I have to say I disagree with you on the AMD/TensorFlow point here, Adam. Your p...

agibsonccc · on Dec 25, 2017

I'd expect competition to heat up in 2018.

Re: AMD/Intel. We've been waiting for them to get their act together for years. Nervana could be great but I'm going to wait on that one. So far their "launches" have been nothing more than marketing fluff.

As for your projections about tensorflow. It won't be tensorflow. Tensorflow will be 1 of many frameworks. Look I like HOPS but you guys push tensorflow explicitly. A startup running its own hadoop distro that happens to push tensorflow isn't going to move the needle. You guys are great middleware I'm sure but I haven't seen the customers where it might be viable. I hope you guys continue to grow though! While you're doing that, most hadoop vendors are focused on moving up the stack. It will take people with actual resources to move the needle in terms of enterprise adoption.

Amazon is doing this with mxnet and EMR, MapR is pushing tensorflow in their serving. CNTK is being pushed in SQL server and HDInsights. There's some competition there.

What I'm getting at here is: it will take multiple vendors and competition. I'm going to place my bet on the bigger players already involved with the foundations first though. Open standards (addressed below) where it commoditizes the chip will be key. The storage infra will follow from that. It should be something that doesn't displace current infra but allows interop.

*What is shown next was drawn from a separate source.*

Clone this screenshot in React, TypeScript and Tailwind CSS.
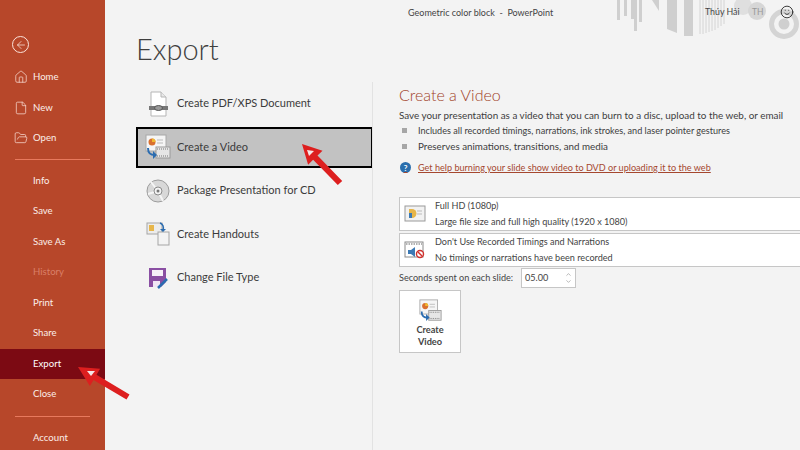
import { ArrowLeft, ChevronDown, ChevronUp, House, File, FolderOpen, Smile } from "lucide-react"

const font = { fontFamily: 'Lato, "Open Sans", sans-serif' }

function NavItem({ label, active, muted }: { label: string; active?: boolean; muted?: boolean }) {
  return (
    <div className={`flex h-[30.5px] shrink-0 items-center pl-[33px] text-[9.6px] ${active ? "bg-[#7c0a13] text-white" : muted ? "text-[#d97f68]" : "text-[#fbeee9]"}`}>
      {label}
    </div>
  )
}

function NavIconItem({ label, icon }: { label: string; icon: React.ReactNode }) {
  return (
    <div className="relative flex h-[30.5px] shrink-0 items-center pl-[33px] text-[9.6px] text-[#fbeee9]">
      <span className="absolute left-[14px] top-[8px] text-[#f7d9cf]">{icon}</span>
      {label}
    </div>
  )
}

function PdfIcon() {
  return (
    <svg width="24" height="26" viewBox="0 0 24 26">
      <path d="M5 1h10l5 5v19H5z" fill="#fff" stroke="#b5b5b5" />
      <path d="M15 1v5h5" fill="#e8e8e8" stroke="#b5b5b5" />
      <rect x="3" y="15" width="19" height="4" fill="#777" />
      <ellipse cx="12.5" cy="17" rx="4" ry="2.5" fill="#999" stroke="#555" />
    </svg>
  )
}

function VideoIcon({ size = 26 }: { size?: number }) {
  return (
    <svg width={size} height={size} viewBox="0 0 26 26">
      <rect x="1" y="1" width="20" height="16" fill="#f5f5f5" stroke="#a8a8a8" />
      <circle cx="7" cy="8" r="3.5" fill="#d9702f" />
      <path d="M7 4.5a3.5 3.5 0 0 1 3.5 3.5H7z" fill="#f0b92e" />
      <path d="M12 6h6M12 9h6" stroke="#bbb" />
      <rect x="11" y="13" width="14" height="11" fill="#e6e6e6" stroke="#9a9a9a" />
      <path d="M12 15h12M12 22h12" stroke="#777" strokeDasharray="1 1" />
      <path d="M3 14c0 6 3 7 7 7" fill="none" stroke="#2b6cb0" strokeWidth="2" />
      <path d="M8 17l4 4-4 4z" fill="#2b6cb0" />
    </svg>
  )
}

function CdIcon() {
  return (
    <svg width="24" height="24" viewBox="0 0 24 24">
      <circle cx="12" cy="12" r="11" fill="#d8d8d8" stroke="#9c9c9c" />
      <path d="M12 12L5 3M12 12L2 15M12 12l5 10" stroke="#f5f5f5" strokeWidth="2" />
      <circle cx="12" cy="12" r="4" fill="#f3f3f3" stroke="#8a8a8a" />
      <circle cx="12" cy="12" r="1.5" fill="#777" />
    </svg>
  )
}

function HandoutIcon() {
  return (
    <svg width="24" height="24" viewBox="0 0 24 24">
      <rect x="1" y="1" width="15" height="11" fill="#ececec" stroke="#a5a5a5" />
      <rect x="3" y="3" width="5" height="6" fill="#e7b64a" />
      <rect x="12" y="10" width="11" height="13" fill="#f3f3f3" stroke="#a5a5a5" />
      <path d="M14 1c3 1 4 4 3 7" fill="none" stroke="#2b6cb0" strokeWidth="1.5" />
      <path d="M14 7l3 3 3-3z" fill="#2b6cb0" />
    </svg>
  )
}

function ChangeTypeIcon() {
  return (
    <svg width="22" height="22" viewBox="0 0 22 22">
      <path d="M2 1h17v14l-5 5H2z" fill="#8a4fa3" />
      <rect x="5" y="3" width="11" height="6" fill="#f6f0f8" />
      <rect x="6" y="14" width="7" height="6" fill="#f1e6f5" />
      <path d="M11 21l9-9" stroke="#2b6cb0" strokeWidth="2.5" />
    </svg>
  )
}

function ExportRow({ label, icon, selected }: { label: string; icon: React.ReactNode; selected?: boolean }) {
  return (
    <div className={`flex h-[41px] items-center text-[11px] text-[#3b3b3b] ${selected ? "border-2 border-black bg-[#c2c2c2]" : "border-2 border-transparent"}`}>
      <span className="flex w-[39px] justify-center pl-[1px]">{icon}</span>
      <span>{label}</span>
    </div>
  )
}

function TitleArt() {
  return (
    <svg className="absolute left-[610px] top-0" width="190" height="40" viewBox="0 0 190 40">
      <g fill="#cfcfcf">
        <rect x="7" width="3" height="20" />
        <rect x="14" width="3" height="16" />
        <rect x="21" width="3" height="19" />
        <rect x="24" width="3" height="31" />
        <rect x="29" width="3" height="22" />
        <path d="M42 0h7v11z" />
        <path d="M57 0h10v33l-10-4z" />
        <rect x="74" width="9" height="36" />
      </g>
      <g stroke="#d4d4d4" strokeWidth="1">
        <path d="M90 0v34M93 0v34M96 0v33M99 0v32M102 0v31M105 0v30M108 0v28M111 0v26M114 0v24" />
      </g>
      <circle cx="133" cy="6" r="9" fill="#dfdfdf" />
      <circle cx="147" cy="11" r="9" fill="#d6d6d6" />
      <circle cx="174" cy="24" r="12.5" fill="none" stroke="#d4d4d4" strokeWidth="5" />
      <circle cx="174" cy="24" r="5.5" fill="#cfcfcf" />
    </svg>
  )
}

export default function App() {
  return (
    <div className="relative flex h-[450px] w-[800px] overflow-hidden bg-[#f3f3f3]" style={font}>
      <aside className="flex h-full w-[105px] shrink-0 flex-col bg-[#b7472a]">
        <div className="h-[62px] shrink-0 pl-[12px] pt-[36px]">
          <div className="flex size-[17px] items-center justify-center rounded-full border border-[#fbe3da] text-[#fbe3da]">
            <ArrowLeft size={12} strokeWidth={1.5} />
          </div>
        </div>
        <NavIconItem label="Home" icon={<House size={14} strokeWidth={1.3} />} />
        <NavIconItem label="New" icon={<File size={14} strokeWidth={1.3} />} />
        <NavIconItem label="Open" icon={<FolderOpen size={14} strokeWidth={1.3} />} />
        <div className="mx-[15px] my-[5.5px] h-px shrink-0 bg-[#e8795d]" />
        <NavItem label="Info" />
        <NavItem label="Save" />
        <NavItem label="Save As" />
        <NavItem label="History" muted />
        <NavItem label="Print" />
        <NavItem label="Share" />
        <NavItem label="Export" active />
        <NavItem label="Close" />
        <div className="mx-[15px] my-[6px] h-px shrink-0 bg-[#e8795d]" />
        <NavItem label="Account" />
      </aside>

      <main className="flex min-w-0 flex-1 flex-col">
        <header className="relative flex h-[83px] shrink-0 flex-col pl-[31px]">
          <div className="absolute left-[303px] top-[6px] whitespace-nowrap text-[9px] text-[#444]">Geometric color block&nbsp; -&nbsp; PowerPoint</div>
          <h1 className="mt-[31px] text-[29px] font-light leading-[36px] text-[#3f3f3f]">Export</h1>
        </header>

        <div className="flex flex-1">
          <nav className="ml-[31px] flex w-[237px] shrink-0 flex-col gap-[2.5px]">
            <ExportRow label="Create PDF/XPS Document" icon={<PdfIcon />} />
            <ExportRow label="Create a Video" icon={<VideoIcon />} selected />
            <ExportRow label="Package Presentation for CD" icon={<CdIcon />} />
            <ExportRow label="Create Handouts" icon={<HandoutIcon />} />
            <ExportRow label="Change File Type" icon={<ChangeTypeIcon />} />
          </nav>

          <div className="-mt-[1px] ml-[-1px] h-[368px] w-px shrink-0 bg-[#e2e2e2]" />

          <section className="ml-[26px] min-w-0 flex-1">
            <h2 className="text-[16px] font-light leading-[24px] text-[#a13f27]">Create a Video</h2>
            <p className="mt-[0.5px] whitespace-nowrap text-[9.9px] leading-[15px] text-[#3d3d3d]">
              Save your presentation as a video that you can burn to a disc, upload to the web, or email
            </p>
            <ul className="text-[#3d3d3d]">
              <li className="flex h-[16px] items-center gap-[11px] pl-[3px] text-[9.1px]">
                <span className="size-[5px] bg-[#a6a6a6]" />
                Includes all recorded timings, narrations, ink strokes, and laser pointer gestures
              </li>
              <li className="flex h-[16px] items-center gap-[11px] pl-[3px] text-[9.8px]">
                <span className="size-[5px] bg-[#a6a6a6]" />
                Preserves animations, transitions, and media
              </li>
            </ul>
            <div className="mt-[6px] flex h-[14px] items-center gap-[7px] pl-[1px] text-[9.1px] text-[#a5472f] underline">
              <span className="flex size-[11px] items-center justify-center rounded-full bg-[#2a6ead] text-[8px] font-bold text-white no-underline">?</span>
              Get help burning your slide show video to DVD or uploading it to the web
            </div>

            <div className="mt-[22.5px] flex w-[420px] flex-col gap-[2px] text-[9.1px] text-[#444]">
              <div className="flex h-[34px] items-center border border-[#c6c6c6] bg-white pl-[4px]">
                <svg width="22" height="20" viewBox="0 0 22 20">
                  <rect x="1" y="2" width="20" height="15" fill="#f2f2f2" stroke="#9a9a9a" />
                  <path d="M5 5h3a4 4 0 0 1 0 9H5z" fill="#e7b64a" />
                  <path d="M5 9h3v5H5z" fill="#3c7ab5" />
                  <path d="M13 7h5M13 10h5" stroke="#bbb" />
                </svg>
                <div className="ml-[9px] leading-[16px]">
                  <div>Full HD (1080p)</div>
                  <div>Large file size and full high quality (1920 x 1080)</div>
                </div>
              </div>
              <div className="flex h-[33.5px] items-center border border-[#c6c6c6] bg-white pl-[4px]">
                <svg width="22" height="22" viewBox="0 0 22 22">
                  <rect x="1" y="3" width="18" height="15" fill="#fff" stroke="#8a8a8a" />
                  <path d="M2 5h16" stroke="#666" strokeDasharray="1.5 1" />
                  <path d="M4 11h3l4-3v10l-4-3H4z" fill="#3c7ab5" />
                  <circle cx="16" cy="15" r="3.5" fill="#fff" stroke="#d0312d" strokeWidth="1.4" />
                  <path d="M14 13l4 4" stroke="#d0312d" strokeWidth="1.4" />
                </svg>
                <div className="ml-[9px] leading-[16px]">
                  <div>Don't Use Recorded Timings and Narrations</div>
                  <div>No timings or narrations have been recorded</div>
                </div>
              </div>
            </div>

            <div className="mt-[1px] flex items-center text-[9.1px] text-[#444]">
              <span className="w-[122px] whitespace-nowrap">Seconds spent on each slide:</span>
              <div className="flex h-[20px] w-[55px] items-center justify-between border border-[#c6c6c6] bg-white px-[3px]">
                05.00
                <span className="flex flex-col text-[#888]">
                  <ChevronUp size={7} />
                  <ChevronDown size={7} />
                </span>
              </div>
            </div>

            <button className="mt-[2px] flex h-[63px] w-[62px] flex-col items-center border border-[#c6c6c6] bg-white pt-[8px] text-[9.2px] font-bold leading-[12px] text-[#444]">
              <VideoIcon size={23} />
              <span className="mt-[2px]">Create<br />Video</span>
            </button>
          </section>
        </div>
      </main>

      <TitleArt />
      <div className="absolute left-[705px] top-[5px] text-[8.8px] text-[#444]">Thúy Hải</div>
      <div className="absolute left-[752px] top-[6px] text-[8.5px] text-[#999]">TH</div>
      <Smile className="absolute left-[780px] top-[5px] text-[#222]" size={14} strokeWidth={1.5} />

      <svg className="absolute left-[70px] top-[360px]" width="65" height="42" viewBox="0 0 65 42">
        <path d="M8 7L30.1 8.7 26.5 14.7 59.5 34.4 56.5 39.6 23.5 19.9 19.9 25.9z" fill="#dd1f1f" />
        <path d="M17 11h8l-4 5z" fill="#f5e6e6" />
      </svg>
      <svg className="absolute left-[295px] top-[138px]" width="52" height="52" viewBox="0 0 52 52">
        <path d="M7 6L27.5 12.7 22.5 17.6 47.2 42.9 42.8 47.1 18.1 21.8 13.1 26.7z" fill="#dd1f1f" />
        <path d="M12 12l7 1-5 5z" fill="#f5e6e6" />
      </svg>
    </div>
  )
}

Things like nvvm from the mxnet folks, onnx (where the framework doesn't matter anymore!) being pushed by the various hardware vendors etc will move the needle. You need buy in from the actual big players who can upfront the development time in to making these things viable alternatives.

For your "seamless transition" I'm not sure that would be that hard done right. Supporting "great tensorflow" can come in multiple flavors. As a separate issue, tensorflow's production story is horrible. That's another topic I could rant about all day though. It ultimately comes from abstracting it away though. That by itself is a hard problem (Disclosure: I have my own solution for this that I won't talk about here just know I'm biased :D)

Lastly, I question whether opencl can even be a viable alternative. It's a fragmented inconsistent standard with a worse API than cuda. One reason it "won" is because it's in general cleaner and a clear leader in the space.

jamesblonde · on Dec 25, 2017

Yeah, ROCm is the most viable candidate as of today. In general, Nvidia are not good for middleware vendors. They want to be one, but don't offer a platform that integrates with anything. Licensing costs for the DGX-1 are insanely high. My problem is mostly from a data scientist perspective - teams don't need a few high performance GPUs, like a couple of DGX-1 boxes. They need a hundred 1080Tis, maybe complemented by a DGX-1 (which would cost the same a 2 DGX-1s). That way they can do lots of parallel experiments (hyperparam optimization), and distributed training. Making GPUs a scarce resource just re-inforces the lead of the hyperscale AI companies, who have thousands of GPUs available for their data scientists.

agibsonccc · on Dec 25, 2017

Oh I agree that GPUs should be more commodity. We might see alternative ASICs rather than GPUs come out though. I'm personally more interested in seeing that succeed than just confining the solution space to gpus and discrete gpu competition. I'm just not keen on trying to predict what will win (I really don't know) I just have criteria I would be looking for before trying to implement support for it in either my deep learning framework or trying to support anything for customers.